**THE TASK:** Extract the whole listing as it stands. Do not include the pictures.

++++

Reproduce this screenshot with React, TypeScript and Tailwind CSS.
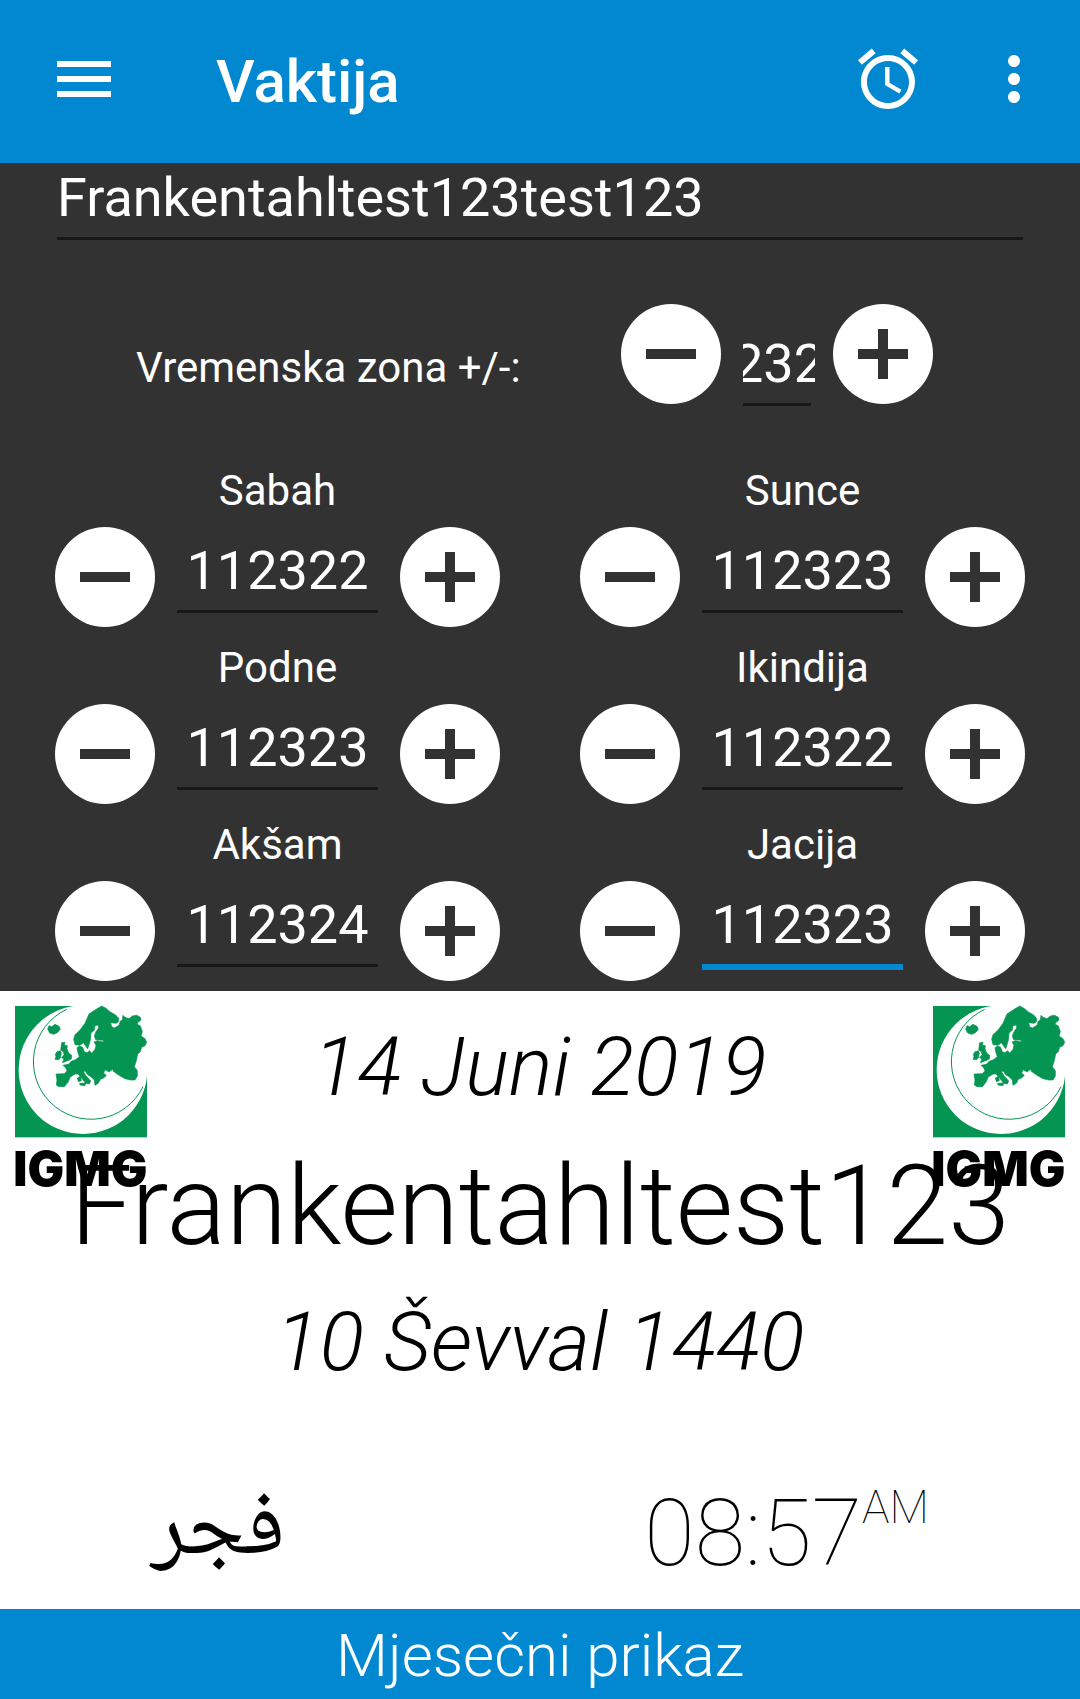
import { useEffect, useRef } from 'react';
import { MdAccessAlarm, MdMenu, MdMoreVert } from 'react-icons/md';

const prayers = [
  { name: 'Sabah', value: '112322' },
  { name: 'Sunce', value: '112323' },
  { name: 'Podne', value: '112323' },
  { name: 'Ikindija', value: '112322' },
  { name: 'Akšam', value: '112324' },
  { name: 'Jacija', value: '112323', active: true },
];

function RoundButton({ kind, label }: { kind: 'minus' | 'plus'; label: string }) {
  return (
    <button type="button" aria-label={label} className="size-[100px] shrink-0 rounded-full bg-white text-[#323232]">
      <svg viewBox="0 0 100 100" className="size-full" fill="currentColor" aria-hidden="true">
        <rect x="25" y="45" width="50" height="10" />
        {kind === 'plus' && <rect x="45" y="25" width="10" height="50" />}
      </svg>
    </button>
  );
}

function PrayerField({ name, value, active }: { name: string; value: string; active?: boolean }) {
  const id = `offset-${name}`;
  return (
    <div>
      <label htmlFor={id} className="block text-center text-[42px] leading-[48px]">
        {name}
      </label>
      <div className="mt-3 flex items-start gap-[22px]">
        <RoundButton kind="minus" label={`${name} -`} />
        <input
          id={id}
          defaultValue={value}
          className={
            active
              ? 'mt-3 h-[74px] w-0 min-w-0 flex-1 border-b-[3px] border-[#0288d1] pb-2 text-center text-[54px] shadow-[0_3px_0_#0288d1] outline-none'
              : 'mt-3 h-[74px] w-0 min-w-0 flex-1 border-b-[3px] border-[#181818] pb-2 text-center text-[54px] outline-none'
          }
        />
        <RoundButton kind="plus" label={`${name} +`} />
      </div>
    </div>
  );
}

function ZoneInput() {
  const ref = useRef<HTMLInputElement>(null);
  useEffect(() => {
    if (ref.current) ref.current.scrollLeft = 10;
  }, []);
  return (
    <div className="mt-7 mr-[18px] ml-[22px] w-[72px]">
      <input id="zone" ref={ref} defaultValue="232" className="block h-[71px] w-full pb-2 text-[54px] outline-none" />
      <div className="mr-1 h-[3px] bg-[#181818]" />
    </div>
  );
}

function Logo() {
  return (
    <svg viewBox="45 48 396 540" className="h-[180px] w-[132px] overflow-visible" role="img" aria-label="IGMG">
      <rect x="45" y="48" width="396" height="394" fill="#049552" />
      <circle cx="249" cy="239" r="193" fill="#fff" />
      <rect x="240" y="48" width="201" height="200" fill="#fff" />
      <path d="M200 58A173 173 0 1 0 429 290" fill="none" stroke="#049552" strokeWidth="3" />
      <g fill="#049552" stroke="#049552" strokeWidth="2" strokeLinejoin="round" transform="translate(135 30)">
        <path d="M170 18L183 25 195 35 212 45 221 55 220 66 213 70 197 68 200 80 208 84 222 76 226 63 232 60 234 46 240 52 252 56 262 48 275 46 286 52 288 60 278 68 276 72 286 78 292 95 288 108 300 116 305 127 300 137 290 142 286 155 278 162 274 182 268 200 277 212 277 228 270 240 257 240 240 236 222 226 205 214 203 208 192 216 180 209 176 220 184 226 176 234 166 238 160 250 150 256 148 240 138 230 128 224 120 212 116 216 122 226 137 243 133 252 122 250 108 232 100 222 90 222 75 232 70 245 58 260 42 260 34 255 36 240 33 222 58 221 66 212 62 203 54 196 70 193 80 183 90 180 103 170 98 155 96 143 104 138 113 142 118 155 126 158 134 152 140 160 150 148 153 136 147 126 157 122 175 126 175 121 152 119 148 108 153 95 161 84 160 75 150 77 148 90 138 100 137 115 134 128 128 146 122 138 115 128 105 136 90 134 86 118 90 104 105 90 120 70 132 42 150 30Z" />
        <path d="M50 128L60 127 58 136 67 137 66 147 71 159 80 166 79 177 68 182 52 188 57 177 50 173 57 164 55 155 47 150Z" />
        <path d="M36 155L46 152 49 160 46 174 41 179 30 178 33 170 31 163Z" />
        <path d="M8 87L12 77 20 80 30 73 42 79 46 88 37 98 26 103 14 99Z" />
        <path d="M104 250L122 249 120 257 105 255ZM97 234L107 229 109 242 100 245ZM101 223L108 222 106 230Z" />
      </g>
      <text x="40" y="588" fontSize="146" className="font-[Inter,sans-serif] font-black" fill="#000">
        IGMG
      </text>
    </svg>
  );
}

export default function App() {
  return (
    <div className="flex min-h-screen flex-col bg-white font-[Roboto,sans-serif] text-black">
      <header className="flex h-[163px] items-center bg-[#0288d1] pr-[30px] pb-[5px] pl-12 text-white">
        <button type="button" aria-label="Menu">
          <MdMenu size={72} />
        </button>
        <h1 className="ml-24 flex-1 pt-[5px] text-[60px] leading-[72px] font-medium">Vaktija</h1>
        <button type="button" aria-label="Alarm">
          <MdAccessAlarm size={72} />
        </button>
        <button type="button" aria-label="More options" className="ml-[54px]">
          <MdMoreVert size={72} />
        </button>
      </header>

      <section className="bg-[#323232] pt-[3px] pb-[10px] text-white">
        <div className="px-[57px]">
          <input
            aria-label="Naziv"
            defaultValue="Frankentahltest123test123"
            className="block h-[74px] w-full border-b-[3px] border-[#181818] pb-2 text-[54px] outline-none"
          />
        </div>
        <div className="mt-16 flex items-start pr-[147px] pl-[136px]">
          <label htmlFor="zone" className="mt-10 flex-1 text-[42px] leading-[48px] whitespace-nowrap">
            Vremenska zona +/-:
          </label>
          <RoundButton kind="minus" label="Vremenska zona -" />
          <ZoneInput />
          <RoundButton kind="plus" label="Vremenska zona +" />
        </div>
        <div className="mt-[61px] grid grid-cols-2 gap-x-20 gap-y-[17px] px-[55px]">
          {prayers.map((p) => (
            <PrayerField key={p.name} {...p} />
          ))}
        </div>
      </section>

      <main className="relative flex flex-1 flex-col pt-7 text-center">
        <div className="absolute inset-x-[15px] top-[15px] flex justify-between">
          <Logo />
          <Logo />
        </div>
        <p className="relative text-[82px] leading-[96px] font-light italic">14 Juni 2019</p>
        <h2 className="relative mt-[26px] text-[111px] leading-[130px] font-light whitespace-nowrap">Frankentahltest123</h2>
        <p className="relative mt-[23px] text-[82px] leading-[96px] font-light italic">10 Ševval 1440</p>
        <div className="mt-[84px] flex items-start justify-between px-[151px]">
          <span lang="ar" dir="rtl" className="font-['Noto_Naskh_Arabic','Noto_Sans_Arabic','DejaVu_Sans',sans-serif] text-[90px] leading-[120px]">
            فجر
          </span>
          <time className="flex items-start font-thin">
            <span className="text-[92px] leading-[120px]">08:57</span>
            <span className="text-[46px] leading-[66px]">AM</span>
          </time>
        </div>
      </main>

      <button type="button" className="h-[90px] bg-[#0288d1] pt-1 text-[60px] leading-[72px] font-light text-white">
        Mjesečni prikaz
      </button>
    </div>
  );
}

++++

**EXERCISE ANSWER:**
Reproduce this screenshot with React, TypeScript and Tailwind CSS.
import { useEffect, useRef } from 'react';
import { MdAccessAlarm, MdMenu, MdMoreVert } from 'react-icons/md';

const prayers = [
  { name: 'Sabah', value: '112322' },
  { name: 'Sunce', value: '112323' },
  { name: 'Podne', value: '112323' },
  { name: 'Ikindija', value: '112322' },
  { name: 'Akšam', value: '112324' },
  { name: 'Jacija', value: '112323', active: true },
];

function RoundButton({ kind, label }: { kind: 'minus' | 'plus'; label: string }) {
  return (
    <button type="button" aria-label={label} className="size-[100px] shrink-0 rounded-full bg-white text-[#323232]">
      <svg viewBox="0 0 100 100" className="size-full" fill="currentColor" aria-hidden="true">
        <rect x="25" y="45" width="50" height="10" />
        {kind === 'plus' && <rect x="45" y="25" width="10" height="50" />}
      </svg>
    </button>
  );
}

function PrayerField({ name, value, active }: { name: string; value: string; active?: boolean }) {
  const id = `offset-${name}`;
  return (
    <div>
      <label htmlFor={id} className="block text-center text-[42px] leading-[48px]">
        {name}
      </label>
      <div className="mt-3 flex items-start gap-[22px]">
        <RoundButton kind="minus" label={`${name} -`} />
        <input
          id={id}
          defaultValue={value}
          className={
            active
              ? 'mt-3 h-[74px] w-0 min-w-0 flex-1 border-b-[3px] border-[#0288d1] pb-2 text-center text-[54px] shadow-[0_3px_0_#0288d1] outline-none'
              : 'mt-3 h-[74px] w-0 min-w-0 flex-1 border-b-[3px] border-[#181818] pb-2 text-center text-[54px] outline-none'
          }
        />
        <RoundButton kind="plus" label={`${name} +`} />
      </div>
    </div>
  );
}

function ZoneInput() {
  const ref = useRef<HTMLInputElement>(null);
  useEffect(() => {
    if (ref.current) ref.current.scrollLeft = 10;
  }, []);
  return (
    <div className="mt-7 mr-[18px] ml-[22px] w-[72px]">
      <input id="zone" ref={ref} defaultValue="232" className="block h-[71px] w-full pb-2 text-[54px] outline-none" />
      <div className="mr-1 h-[3px] bg-[#181818]" />
    </div>
  );
}

function Logo() {
  return (
    <svg viewBox="45 48 396 540" className="h-[180px] w-[132px] overflow-visible" role="img" aria-label="IGMG">
      <rect x="45" y="48" width="396" height="394" fill="#049552" />
      <circle cx="249" cy="239" r="193" fill="#fff" />
      <rect x="240" y="48" width="201" height="200" fill="#fff" />
      <path d="M200 58A173 173 0 1 0 429 290" fill="none" stroke="#049552" strokeWidth="3" />
      <g fill="#049552" stroke="#049552" strokeWidth="2" strokeLinejoin="round" transform="translate(135 30)">
        <path d="M170 18L183 25 195 35 212 45 221 55 220 66 213 70 197 68 200 80 208 84 222 76 226 63 232 60 234 46 240 52 252 56 262 48 275 46 286 52 288 60 278 68 276 72 286 78 292 95 288 108 300 116 305 127 300 137 290 142 286 155 278 162 274 182 268 200 277 212 277 228 270 240 257 240 240 236 222 226 205 214 203 208 192 216 180 209 176 220 184 226 176 234 166 238 160 250 150 256 148 240 138 230 128 224 120 212 116 216 122 226 137 243 133 252 122 250 108 232 100 222 90 222 75 232 70 245 58 260 42 260 34 255 36 240 33 222 58 221 66 212 62 203 54 196 70 193 80 183 90 180 103 170 98 155 96 143 104 138 113 142 118 155 126 158 134 152 140 160 150 148 153 136 147 126 157 122 175 126 175 121 152 119 148 108 153 95 161 84 160 75 150 77 148 90 138 100 137 115 134 128 128 146 122 138 115 128 105 136 90 134 86 118 90 104 105 90 120 70 132 42 150 30Z" />
        <path d="M50 128L60 127 58 136 67 137 66 147 71 159 80 166 79 177 68 182 52 188 57 177 50 173 57 164 55 155 47 150Z" />
        <path d="M36 155L46 152 49 160 46 174 41 179 30 178 33 170 31 163Z" />
        <path d="M8 87L12 77 20 80 30 73 42 79 46 88 37 98 26 103 14 99Z" />
        <path d="M104 250L122 249 120 257 105 255ZM97 234L107 229 109 242 100 245ZM101 223L108 222 106 230Z" />
      </g>
      <text x="40" y="588" fontSize="146" className="font-[Inter,sans-serif] font-black" fill="#000">
        IGMG
      </text>
    </svg>
  );
}

export default function App() {
  return (
    <div className="flex min-h-screen flex-col bg-white font-[Roboto,sans-serif] text-black">
      <header className="flex h-[163px] items-center bg-[#0288d1] pr-[30px] pb-[5px] pl-12 text-white">
        <button type="button" aria-label="Menu">
          <MdMenu size={72} />
        </button>
        <h1 className="ml-24 flex-1 pt-[5px] text-[60px] leading-[72px] font-medium">Vaktija</h1>
        <button type="button" aria-label="Alarm">
          <MdAccessAlarm size={72} />
        </button>
        <button type="button" aria-label="More options" className="ml-[54px]">
          <MdMoreVert size={72} />
        </button>
      </header>

      <section className="bg-[#323232] pt-[3px] pb-[10px] text-white">
        <div className="px-[57px]">
          <input
            aria-label="Naziv"
            defaultValue="Frankentahltest123test123"
            className="block h-[74px] w-full border-b-[3px] border-[#181818] pb-2 text-[54px] outline-none"
          />
        </div>
        <div className="mt-16 flex items-start pr-[147px] pl-[136px]">
          <label htmlFor="zone" className="mt-10 flex-1 text-[42px] leading-[48px] whitespace-nowrap">
            Vremenska zona +/-:
          </label>
          <RoundButton kind="minus" label="Vremenska zona -" />
          <ZoneInput />
          <RoundButton kind="plus" label="Vremenska zona +" />
        </div>
        <div className="mt-[61px] grid grid-cols-2 gap-x-20 gap-y-[17px] px-[55px]">
          {prayers.map((p) => (
            <PrayerField key={p.name} {...p} />
          ))}
        </div>
      </section>

      <main className="relative flex flex-1 flex-col pt-7 text-center">
        <div className="absolute inset-x-[15px] top-[15px] flex justify-between">
          <Logo />
          <Logo />
        </div>
        <p className="relative text-[82px] leading-[96px] font-light italic">14 Juni 2019</p>
        <h2 className="relative mt-[26px] text-[111px] leading-[130px] font-light whitespace-nowrap">Frankentahltest123</h2>
        <p className="relative mt-[23px] text-[82px] leading-[96px] font-light italic">10 Ševval 1440</p>
        <div className="mt-[84px] flex items-start justify-between px-[151px]">
          <span lang="ar" dir="rtl" className="font-['Noto_Naskh_Arabic','Noto_Sans_Arabic','DejaVu_Sans',sans-serif] text-[90px] leading-[120px]">
            فجر
          </span>
          <time className="flex items-start font-thin">
            <span className="text-[92px] leading-[120px]">08:57</span>
            <span className="text-[46px] leading-[66px]">AM</span>
          </time>
        </div>
      </main>

      <button type="button" className="h-[90px] bg-[#0288d1] pt-1 text-[60px] leading-[72px] font-light text-white">
        Mjesečni prikaz
      </button>
    </div>
  );
}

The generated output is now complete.